Tratado Grant-Romero. Durante la década de 1870, y en las dos ocasiones en que ocupó la Secretaría de Hacienda, Matías Romero había sido el promotor en México de la idea de la reciprocidad comercial con los Estados Unidos. Esta recibió un nuevo impulso a principios de la siguiente década, gracias al incremento de las comunicaciones ferroviarias entre ambos países y al hecho de que ya para entonces la nación norteña era el principal mercado exterior de los productos mexicanos y, a la vez, el principal abastecedor de la nación azteca.

     En 1881 Romero participó en la empresa constructora del ferrocarril México-Oaxaca-Tehuantepec-Guatemala, de la cual era socio el ex presidente estadounidense Ulysses S. Grant. Allí entablaron las buenas relaciones personales que serían el sostén principal de la labor diplomática conducente al tratado. Romero dejó la empresa para marchar a Washington como embajador extraordinario, en mayo de 1882. Aunque el Tratado fue una iniciativa estadounidense, al principio rechazada por México, Romero logró convencer a su gobierno de que esto no significaría un sacrificio importante de los ingresos fiscales del país.
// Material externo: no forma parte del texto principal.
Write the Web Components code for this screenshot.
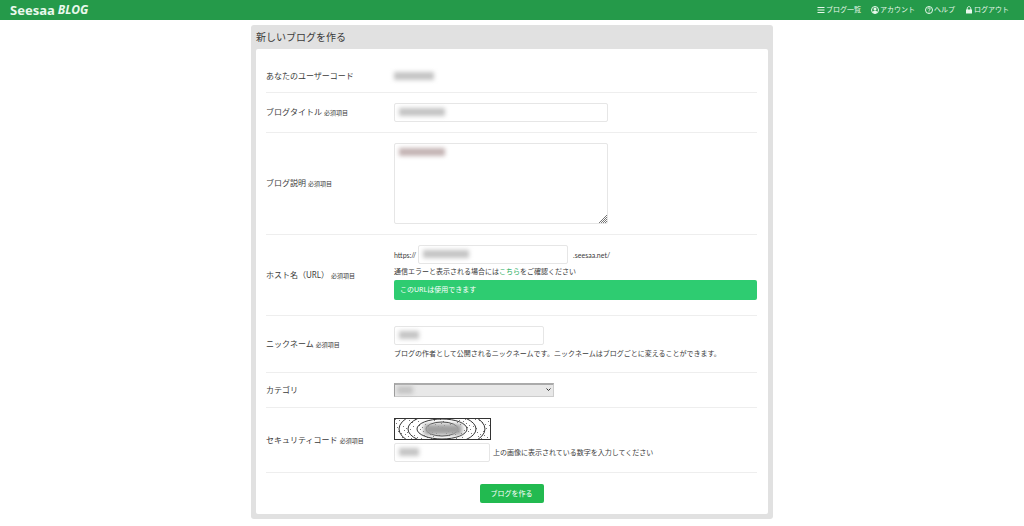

     Grant, por su parte, era partidario de la conquista pacífica, mediante la exportación de capitales, y favorecía la importación de productos mexicanos, que llegarían por las líneas férreas tendidas por los estadounidenses. El tratado eximía de impuestos a 27 productos mexicanos y a 49 estadounidenses y tendría una duración máxima de siete años. No obstante, la mayoría de los artículos incluidos ya estaban libres de aranceles con anterioridad. Romero, quien redactó el proyecto, tuvo buen cuidado de salvaguardar en él los principales intereses de su país, y restringió las concesiones en cuanto a los productos que mayor recaudación fiscal aportaban, incluyó aquellos relativamente secundarios y excluyó los tradicionalmente importados de Europa, para no afectar esas relaciones.

     El tratado fue firmado por ambos gobiernos en enero de 1883. Al año siguiente fue aprobado por el Senado mexicano y después por el de los Estados Unidos, por la exigua mayoría de un voto. La Comisión de Hacienda de la Cámara de Representantes emitió un dictamen desfavorable y no se logró la imprescindible aprobación de ese cuerpo legislativo. Contribuyeron a ello la crisis estadounidense de 1884, el cambio de administración en ese mismo año, la oposición de sectores económicos estadounidenses, así como el evidente propósito mexicano de extender a Gran Bretaña y a Francia los privilegios del tratado, acorde con su política de utilizar a Europa como fuerza moderadora de la influencia de Estados Unidos. Los intentos de aprobación se repitieron infructuosamente en la Cámara hasta 1887, por lo que el tratado nunca entró en vigor.

     José Martí publicó un amplio y perspicaz análisis (“El tratado comercial entre los Estados Unidos y México”, OCEC, t. 18, pp. 11-16) desde la óptica de los intereses mexicanos, en La América (Nueva York), en marzo de 1883.

(Tomado de OCEC, t. 17, pp. 420-421).